Problem to solve: Go through the records underneath and write each one out again exactly.

Provided data:
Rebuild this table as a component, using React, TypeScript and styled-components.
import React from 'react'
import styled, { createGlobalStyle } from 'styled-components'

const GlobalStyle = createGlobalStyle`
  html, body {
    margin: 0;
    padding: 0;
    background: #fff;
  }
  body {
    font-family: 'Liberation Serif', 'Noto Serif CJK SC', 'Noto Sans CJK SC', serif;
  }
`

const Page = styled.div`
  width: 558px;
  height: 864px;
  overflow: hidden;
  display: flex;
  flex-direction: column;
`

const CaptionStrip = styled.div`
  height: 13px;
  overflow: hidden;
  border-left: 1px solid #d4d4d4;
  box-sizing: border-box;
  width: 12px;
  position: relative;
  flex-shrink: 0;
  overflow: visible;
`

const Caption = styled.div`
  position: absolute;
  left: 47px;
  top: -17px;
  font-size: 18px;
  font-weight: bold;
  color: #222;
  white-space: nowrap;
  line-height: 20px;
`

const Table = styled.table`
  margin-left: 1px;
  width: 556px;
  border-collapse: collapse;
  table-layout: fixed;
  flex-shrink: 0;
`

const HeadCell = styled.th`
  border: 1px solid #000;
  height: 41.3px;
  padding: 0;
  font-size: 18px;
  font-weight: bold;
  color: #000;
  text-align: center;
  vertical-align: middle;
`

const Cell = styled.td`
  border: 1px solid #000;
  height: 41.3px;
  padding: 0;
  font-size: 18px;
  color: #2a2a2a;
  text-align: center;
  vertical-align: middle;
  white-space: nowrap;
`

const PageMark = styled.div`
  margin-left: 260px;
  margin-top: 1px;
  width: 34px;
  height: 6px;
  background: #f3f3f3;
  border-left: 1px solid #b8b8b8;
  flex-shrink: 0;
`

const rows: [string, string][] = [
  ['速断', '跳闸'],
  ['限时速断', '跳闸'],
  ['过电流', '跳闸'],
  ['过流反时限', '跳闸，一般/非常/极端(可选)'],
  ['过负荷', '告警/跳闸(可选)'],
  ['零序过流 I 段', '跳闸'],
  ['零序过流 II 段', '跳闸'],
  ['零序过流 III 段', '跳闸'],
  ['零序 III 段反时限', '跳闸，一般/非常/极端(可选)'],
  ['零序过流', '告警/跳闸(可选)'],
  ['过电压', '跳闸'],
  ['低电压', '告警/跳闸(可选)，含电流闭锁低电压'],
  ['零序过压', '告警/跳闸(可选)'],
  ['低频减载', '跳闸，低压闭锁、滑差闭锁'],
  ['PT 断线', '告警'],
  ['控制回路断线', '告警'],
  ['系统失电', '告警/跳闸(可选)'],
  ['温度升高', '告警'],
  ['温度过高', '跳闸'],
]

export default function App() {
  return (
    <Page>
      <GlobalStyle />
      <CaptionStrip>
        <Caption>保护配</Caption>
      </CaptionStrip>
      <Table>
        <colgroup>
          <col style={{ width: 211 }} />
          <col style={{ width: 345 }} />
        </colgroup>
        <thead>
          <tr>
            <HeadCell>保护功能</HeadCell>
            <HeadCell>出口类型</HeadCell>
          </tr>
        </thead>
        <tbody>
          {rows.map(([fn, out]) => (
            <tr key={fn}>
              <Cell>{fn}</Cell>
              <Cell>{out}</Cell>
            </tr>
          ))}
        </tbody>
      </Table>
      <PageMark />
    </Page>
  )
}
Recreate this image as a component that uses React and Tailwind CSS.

Result of the exercise:
Rebuild this table as a component, using React, TypeScript and styled-components.
import React from 'react'
import styled, { createGlobalStyle } from 'styled-components'

const GlobalStyle = createGlobalStyle`
  html, body {
    margin: 0;
    padding: 0;
    background: #fff;
  }
  body {
    font-family: 'Liberation Serif', 'Noto Serif CJK SC', 'Noto Sans CJK SC', serif;
  }
`

const Page = styled.div`
  width: 558px;
  height: 864px;
  overflow: hidden;
  display: flex;
  flex-direction: column;
`

const CaptionStrip = styled.div`
  height: 13px;
  overflow: hidden;
  border-left: 1px solid #d4d4d4;
  box-sizing: border-box;
  width: 12px;
  position: relative;
  flex-shrink: 0;
  overflow: visible;
`

const Caption = styled.div`
  position: absolute;
  left: 47px;
  top: -17px;
  font-size: 18px;
  font-weight: bold;
  color: #222;
  white-space: nowrap;
  line-height: 20px;
`

const Table = styled.table`
  margin-left: 1px;
  width: 556px;
  border-collapse: collapse;
  table-layout: fixed;
  flex-shrink: 0;
`

const HeadCell = styled.th`
  border: 1px solid #000;
  height: 41.3px;
  padding: 0;
  font-size: 18px;
  font-weight: bold;
  color: #000;
  text-align: center;
  vertical-align: middle;
`

const Cell = styled.td`
  border: 1px solid #000;
  height: 41.3px;
  padding: 0;
  font-size: 18px;
  color: #2a2a2a;
  text-align: center;
  vertical-align: middle;
  white-space: nowrap;
`

const PageMark = styled.div`
  margin-left: 260px;
  margin-top: 1px;
  width: 34px;
  height: 6px;
  background: #f3f3f3;
  border-left: 1px solid #b8b8b8;
  flex-shrink: 0;
`

const rows: [string, string][] = [
  ['速断', '跳闸'],
  ['限时速断', '跳闸'],
  ['过电流', '跳闸'],
  ['过流反时限', '跳闸，一般/非常/极端(可选)'],
  ['过负荷', '告警/跳闸(可选)'],
  ['零序过流 I 段', '跳闸'],
  ['零序过流 II 段', '跳闸'],
  ['零序过流 III 段', '跳闸'],
  ['零序 III 段反时限', '跳闸，一般/非常/极端(可选)'],
  ['零序过流', '告警/跳闸(可选)'],
  ['过电压', '跳闸'],
  ['低电压', '告警/跳闸(可选)，含电流闭锁低电压'],
  ['零序过压', '告警/跳闸(可选)'],
  ['低频减载', '跳闸，低压闭锁、滑差闭锁'],
  ['PT 断线', '告警'],
  ['控制回路断线', '告警'],
  ['系统失电', '告警/跳闸(可选)'],
  ['温度升高', '告警'],
  ['温度过高', '跳闸'],
]

export default function App() {
  return (
    <Page>
      <GlobalStyle />
      <CaptionStrip>
        <Caption>保护配</Caption>
      </CaptionStrip>
      <Table>
        <colgroup>
          <col style={{ width: 211 }} />
          <col style={{ width: 345 }} />
        </colgroup>
        <thead>
          <tr>
            <HeadCell>保护功能</HeadCell>
            <HeadCell>出口类型</HeadCell>
          </tr>
        </thead>
        <tbody>
          {rows.map(([fn, out]) => (
            <tr key={fn}>
              <Cell>{fn}</Cell>
              <Cell>{out}</Cell>
            </tr>
          ))}
        </tbody>
      </Table>
      <PageMark />
    </Page>
  )
}
Recreate this image as a component that uses React and Tailwind CSS.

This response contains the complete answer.